"No one asked Microsoft to port its Edge browser to Linux," writes Steven J. Vaughan-Nichols at ZDNet, adding "Indeed, very few people asked for Edge on Windows.
"But, here it is. So, how good — or not — is it..?"
The latest version of WebXPRT is today's best browser benchmark. It's produced by the benchmark professionals at Principled Technology. This company's executives were the founders of the Ziff Davis Benchmark Operation, the gold-standard of PC benchmarking. WebXPRT uses scenarios created to mirror everyday tasks. These include Photo Enhancement, Organize Album, Stock Option Pricing, Local Notes, Sales Graphs, and DNA Sequencing. Here, the higher the score, the better the browser. On this benchmark, Firefox shines. It was an easy winner with a score of 272. Chrome edges out Edge 233 to 230.

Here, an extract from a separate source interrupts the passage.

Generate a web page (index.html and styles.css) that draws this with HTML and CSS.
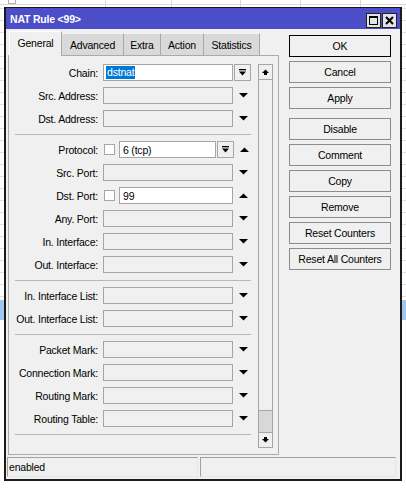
FILE: index.html
```html
<!DOCTYPE html>
<html lang="en">
<head>
<meta charset="utf-8">
<title>NAT Rule &lt;99&gt;</title>
<link rel="stylesheet" href="styles.css">
</head>
<body>
<div class="bgstrip">
  <div class="bgcell w1"><div class="bgcb"></div></div>
  <div class="bgcell w2"></div>
  <div class="bgcell w3"></div>
  <div class="bgcell w4"></div>
  <div class="bgcell w5"></div>
</div>
<div class="window">
  <div class="titlebar">
    <span class="title">NAT Rule &lt;99&gt;</span>
    <div class="tbtns">
      <span class="tbtn"><svg width="9" height="9" viewBox="0 0 9 9"><rect x="0.5" y="0.5" width="8" height="8" fill="none" stroke="#000"/><rect x="0" y="0" width="9" height="2" fill="#000"/></svg></span>
      <span class="tbtn"><svg width="9" height="9" viewBox="0 0 9 9"><path d="M1 1 L8 8 M8 1 L1 8" stroke="#000" stroke-width="2"/></svg></span>
    </div>
  </div>
  <div class="main">
    <div class="leftcol">
      <div class="tabs">
        <span class="tab active t-general">General</span>
        <span class="tab t-advanced">Advanced</span>
        <span class="tab t-extra">Extra</span>
        <span class="tab t-action">Action</span>
        <span class="tab t-stats">Statistics</span>
      </div>
      <div class="panel">
        <div class="form">
          <div class="row">
            <span class="lbl">Chain:</span>
            <span class="field on"><span class="sel">dstnat</span></span>
            <span class="slot"><span class="ddbtn"><svg width="7" height="7" viewBox="0 0 7 7"><rect x="0" y="0" width="7" height="1.3" fill="#000"/><polygon points="0,2.5 7,2.5 3.5,6.5" fill="#000"/></svg></span></span>
          </div>
          <div class="row">
            <span class="lbl">Src. Address:</span>
            <span class="field"></span>
            <span class="slot"><svg class="arr" width="9" height="5" viewBox="0 0 9 5"><polygon points="0,0 9,0 4.5,4.5" fill="#000"/></svg></span>
          </div>
          <div class="row">
            <span class="lbl">Dst. Address:</span>
            <span class="field"></span>
            <span class="slot"><svg class="arr" width="9" height="5" viewBox="0 0 9 5"><polygon points="0,0 9,0 4.5,4.5" fill="#000"/></svg></span>
          </div>
          <div class="sep"></div>
          <div class="row">
            <span class="lbl">Protocol:</span>
            <span class="cb"></span>
            <span class="field on short">6 (tcp)</span>
            <span class="ddbtn"><svg width="7" height="7" viewBox="0 0 7 7"><rect x="0" y="0" width="7" height="1.3" fill="#000"/><polygon points="0,2.5 7,2.5 3.5,6.5" fill="#000"/></svg></span>
            <span class="slot"><svg class="arr" width="9" height="5" viewBox="0 0 9 5"><polygon points="0,5 9,5 4.5,0.5" fill="#000"/></svg></span>
          </div>
          <div class="row">
            <span class="lbl">Src. Port:</span>
            <span class="field"></span>
            <span class="slot"><svg class="arr" width="9" height="5" viewBox="0 0 9 5"><polygon points="0,0 9,0 4.5,4.5" fill="#000"/></svg></span>
          </div>
          <div class="row">
            <span class="lbl">Dst. Port:</span>
            <span class="cb"></span>
            <span class="field on mid">99</span>
            <span class="slot"><svg class="arr" width="9" height="5" viewBox="0 0 9 5"><polygon points="0,5 9,5 4.5,0.5" fill="#000"/></svg></span>
          </div>
          <div class="row">
            <span class="lbl">Any. Port:</span>
            <span class="field"></span>
            <span class="slot"><svg class="arr" width="9" height="5" viewBox="0 0 9 5"><polygon points="0,0 9,0 4.5,4.5" fill="#000"/></svg></span>
          </div>
          <div class="row">
            <span class="lbl">In. Interface:</span>
            <span class="field"></span>
            <span class="slot"><svg class="arr" width="9" height="5" viewBox="0 0 9 5"><polygon points="0,0 9,0 4.5,4.5" fill="#000"/></svg></span>
          </div>
          <div class="row">
            <span class="lbl">Out. Interface:</span>
            <span class="field"></span>
            <span class="slot"><svg class="arr" width="9" height="5" viewBox="0 0 9 5"><polygon points="0,0 9,0 4.5,4.5" fill="#000"/></svg></span>
          </div>
          <div class="sep"></div>
          <div class="row">
            <span class="lbl">In. Interface List:</span>
            <span class="field"></span>
            <span class="slot"><svg class="arr" width="9" height="5" viewBox="0 0 9 5"><polygon points="0,0 9,0 4.5,4.5" fill="#000"/></svg></span>
          </div>
          <div class="row">
            <span class="lbl">Out. Interface List:</span>
            <span class="field"></span>
            <span class="slot"><svg class="arr" width="9" height="5" viewBox="0 0 9 5"><polygon points="0,0 9,0 4.5,4.5" fill="#000"/></svg></span>
          </div>
          <div class="sep"></div>
          <div class="row">
            <span class="lbl">Packet Mark:</span>
            <span class="field"></span>
            <span class="slot"><svg class="arr" width="9" height="5" viewBox="0 0 9 5"><polygon points="0,0 9,0 4.5,4.5" fill="#000"/></svg></span>
          </div>
          <div class="row">
            <span class="lbl">Connection Mark:</span>
            <span class="field"></span>
            <span class="slot"><svg class="arr" width="9" height="5" viewBox="0 0 9 5"><polygon points="0,0 9,0 4.5,4.5" fill="#000"/></svg></span>
          </div>
          <div class="row">
            <span class="lbl">Routing Mark:</span>
            <span class="field"></span>
            <span class="slot"><svg class="arr" width="9" height="5" viewBox="0 0 9 5"><polygon points="0,0 9,0 4.5,4.5" fill="#000"/></svg></span>
          </div>
          <div class="row">
            <span class="lbl">Routing Table:</span>
            <span class="field"></span>
            <span class="slot"><svg class="arr" width="9" height="5" viewBox="0 0 9 5"><polygon points="0,0 9,0 4.5,4.5" fill="#000"/></svg></span>
          </div>
          <div class="sep"></div>
        </div>
        <div class="scrollbar">
          <div class="sb-btn"><svg width="7" height="6" viewBox="0 0 7 6"><polygon points="0,4 7,4 3.5,0.5" fill="#000"/><rect x="2" y="4" width="3" height="2" fill="#000"/></svg></div>
          <div class="sb-track"><div class="sb-thumb"></div></div>
          <div class="sb-btn"><svg width="7" height="6" viewBox="0 0 7 6"><rect x="2" y="0" width="3" height="2" fill="#000"/><polygon points="0,2 7,2 3.5,5.5" fill="#000"/></svg></div>
        </div>
      </div>
    </div>
    <div class="rightcol">
      <button class="btn default">OK</button>
      <button class="btn">Cancel</button>
      <button class="btn group-end">Apply</button>
      <button class="btn">Disable</button>
      <button class="btn">Comment</button>
      <button class="btn">Copy</button>
      <button class="btn">Remove</button>
      <button class="btn">Reset Counters</button>
      <button class="btn">Reset All Counters</button>
    </div>
  </div>
  <div class="statusbar">
    <div class="sbox s1">enabled</div>
    <div class="sbox s2"></div>
  </div>
</div>
</body>
</html>
```
FILE: styles.css
```css
html, body {
  margin: 0;
  padding: 0;
}
body {
  width: 406px;
  height: 489px;
  overflow: hidden;
  font-family: "Liberation Sans", Arial, sans-serif;
  font-size: 10.5px;
  letter-spacing: -0.2px;
  color: #000;
  background:
    linear-gradient(#9fc7ef, #9fc7ef) 0 300px / 100% 20px no-repeat,
    linear-gradient(#d8d8d8, #d8d8d8) 0 4px / 100% 1px no-repeat,
    repeating-linear-gradient(to bottom, transparent 0 8px, #e0e0e0 8px 9px, transparent 9px 12px) 0 0 / 100% 300px no-repeat,
    #ffffff;
}

/* underlying list (visible above the window) */
.bgstrip {
  display: flex;
  height: 7px;
}
.bgcell {
  border-right: 1px solid #d8d8d8;
}
.w1 { width: 105px; }
.w2 { width: 65px; }
.w3 { width: 68px; }
.w4 { width: 59px; }
.w5 { width: 59px; }
.bgcb {
  width: 6px;
  height: 3px;
  margin-left: 8px;
  border: 1px solid #b0b0b0;
  border-top: none;
  background: #fff;
}

/* window */
.window {
  margin-left: 4px;
  width: 398px;
  box-sizing: border-box;
  border: 2px solid #1a1a1a;
  border-top-width: 1px;
  background: #f0f0f0;
}
.titlebar {
  height: 21px;
  background: #4b4ec6;
  display: flex;
  align-items: center;
  justify-content: space-between;
  padding: 0 3px 0 4px;
}
.title {
  color: #fff;
  font-weight: bold;
  font-size: 10.5px;
}
.tbtns {
  display: flex;
  gap: 1px;
  align-self: flex-end;
  margin-bottom: 1px;
}
.tbtn {
  width: 15px;
  height: 15px;
  box-sizing: border-box;
  border: 1px solid #222;
  background: #e4e4e4;
  display: flex;
  align-items: center;
  justify-content: center;
}

.main {
  display: flex;
  gap: 10px;
  padding-left: 2px;
}
.leftcol {
  width: 271px;
  padding-top: 2px;
}

/* tabs */
.tabs {
  display: flex;
  align-items: flex-end;
  height: 24px;
  padding-left: 1px;
}
.tab {
  height: 22px;
  box-sizing: border-box;
  display: flex;
  align-items: center;
  justify-content: center;
  white-space: nowrap;
  background: #d9d9d9;
  border-top: 1px solid #f4f4f4;
  border-right: 1px solid #a8a8a8;
}
.tab.active {
  height: 25px;
  margin-bottom: -1px;
  background: #f0f0f0;
  border-top: 1px solid #ffffff;
  border-left: 1px solid #ffffff;
  border-right: 1px solid #a8a8a8;
  padding-bottom: 2px;
  position: relative;
  z-index: 1;
}
.t-general { width: 53px; }
.t-advanced { width: 62px; }
.t-extra { width: 37px; }
.t-action { width: 43px; }
.t-stats { width: 56px; }

/* panel */
.panel {
  height: 400px;
  box-sizing: border-box;
  border: 1px solid #aaaaaa;
  display: flex;
  padding-top: 8px;
}
.form {
  width: 248px;
  display: flex;
  flex-direction: column;
}
.row {
  display: flex;
  align-items: center;
  height: 17px;
  margin-bottom: 6px;
}
.lbl {
  width: 89px;
  margin-right: 5px;
  text-align: right;
  white-space: nowrap;
}
.field {
  width: 130px;
  height: 17px;
  box-sizing: border-box;
  border: 1px solid #a6a6a6;
  background: #f0f0f0;
  padding-left: 3px;
  display: flex;
  align-items: center;
  white-space: nowrap;
}
.field.on {
  background: #ffffff;
}
.field.short {
  width: 97px;
}
.field.mid {
  width: 114px;
}
.row:first-child .field {
  padding-left: 2px;
}
.sel {
  background: #0078d7;
  color: #fff;
  line-height: 13px;
  padding: 0 1px;
}
.cb {
  width: 11px;
  height: 11px;
  box-sizing: border-box;
  border: 1px solid #a6a6a6;
  background: #fff;
  margin: 0 4px 0 1px;
}
.ddbtn {
  width: 17px;
  height: 17px;
  box-sizing: border-box;
  border: 1px solid #a6a6a6;
  background: #f0f0f0;
  margin-left: 1px;
  display: flex;
  align-items: center;
  justify-content: center;
}
.slot {
  width: 18px;
  height: 17px;
  display: flex;
  align-items: center;
}
.arr {
  margin-left: 6px;
}
.sep {
  width: 236px;
  height: 1px;
  margin: 1px 0 6px 6px;
  background: #b8b8b8;
}

/* scrollbar */
.scrollbar {
  width: 15px;
  height: 384px;
  margin-left: 1px;
  display: flex;
  flex-direction: column;
}
.sb-btn {
  height: 16px;
  box-sizing: border-box;
  border: 1px solid #a6a6a6;
  background: #f0f0f0;
  display: flex;
  align-items: center;
  justify-content: center;
}
.sb-track {
  flex: 1;
  border-left: 1px solid #a6a6a6;
  border-right: 1px solid #a6a6a6;
  display: flex;
  flex-direction: column;
  justify-content: flex-end;
}
.sb-thumb {
  height: 22px;
  box-sizing: border-box;
  border-top: 1px solid #a6a6a6;
  background: #d8d8d8;
}

/* right buttons */
.rightcol {
  width: 102px;
  padding-top: 6px;
  display: flex;
  flex-direction: column;
}
.btn {
  width: 102px;
  height: 22px;
  margin: 0 0 4px 0;
  padding: 0;
  box-sizing: border-box;
  border: 1px solid #8c8c8c;
  background: #f0f0f0;
  font-family: inherit;
  font-size: 10.5px;
  letter-spacing: -0.2px;
  color: #000;
  text-align: center;
}
.btn.default {
  border-color: #000;
}
.btn.group-end {
  margin-bottom: 9px;
}

/* status bar */
.statusbar {
  display: flex;
  gap: 2px;
  padding: 2px 0 2px 1px;
}
.sbox {
  height: 20px;
  box-sizing: border-box;
  border: 1px solid #e6e6e6;
  border-top-color: #a0a0a0;
  border-left-color: #a0a0a0;
  padding-left: 1px;
  display: flex;
  align-items: center;
}
.s1 { width: 191px; }
.s2 { width: 196px; }
```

The article concludes that "Oddly, Edge, which turned in a poor performance when I recently benchmarked it on Windows, did well on Linux. Who'd have guessed...? Edge is a good, fast browser on Linux. If you're a Windows user coming over to Linux or you're doing development work aimed at Edge, then by all means try Edge on Linux. It works and it works well."
Yet Vaughan-Nichols admits he's still not going to switch to Edge. "Chrome is more than fast enough for my purposes and I don't want my information tied into the Microsoft ecosystem. For better or worse, mine's already locked into the Googleverse and I can live with that."